Functional Testing, BDD and domain-specific languages

I love Test Driven Development (TDD). If you look back through the posts on this blog that soon becomes apparent. I’m pretty comfortable with using TDD techniques at all levels of a solution, from the tiniest code snippet to multiply-redundant collaborating systems. Of course, the difficulty of actually coding the tests in a test-driven design can vary widely based on the context and complexity of the interaction being tested, and everyone has a threshold at which they decide that the effort is not worth it.

The big difference between testing small code snippets and large systems is the combinatorial growth of test cases. To fully test at a higher (or perhaps more appropriately, outer) layer would require an effectively infinite number of tests.

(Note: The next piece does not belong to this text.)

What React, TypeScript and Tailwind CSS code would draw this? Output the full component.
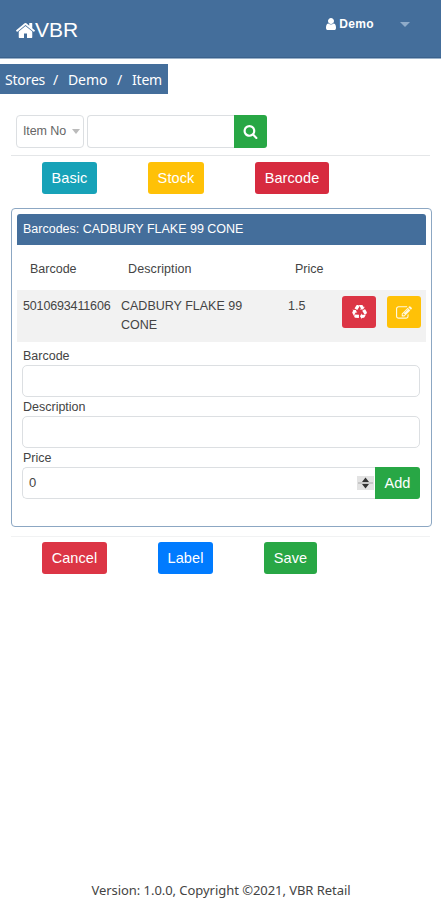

By a happy co-incidence, though, if you have good test coverage at lower/inner layers of the code, you can rely on them to do their job, so it’s only needed to test the additional behaviour at each layer. Even with this simplifying assumption the problem does not fully go away. Very often the nature of outer layers implies a broader range of inputs and outputs, and a greater dependence on internal state from previous actions. It can still seem to need a ridiculous amount of tests to properly cover a complex application. And worst of all, these tests are often boring. Slogging through acres of largely similar sequences, differing only in small details, can be a real turn off for developers, so once again, it can feel that the effort is not worth it.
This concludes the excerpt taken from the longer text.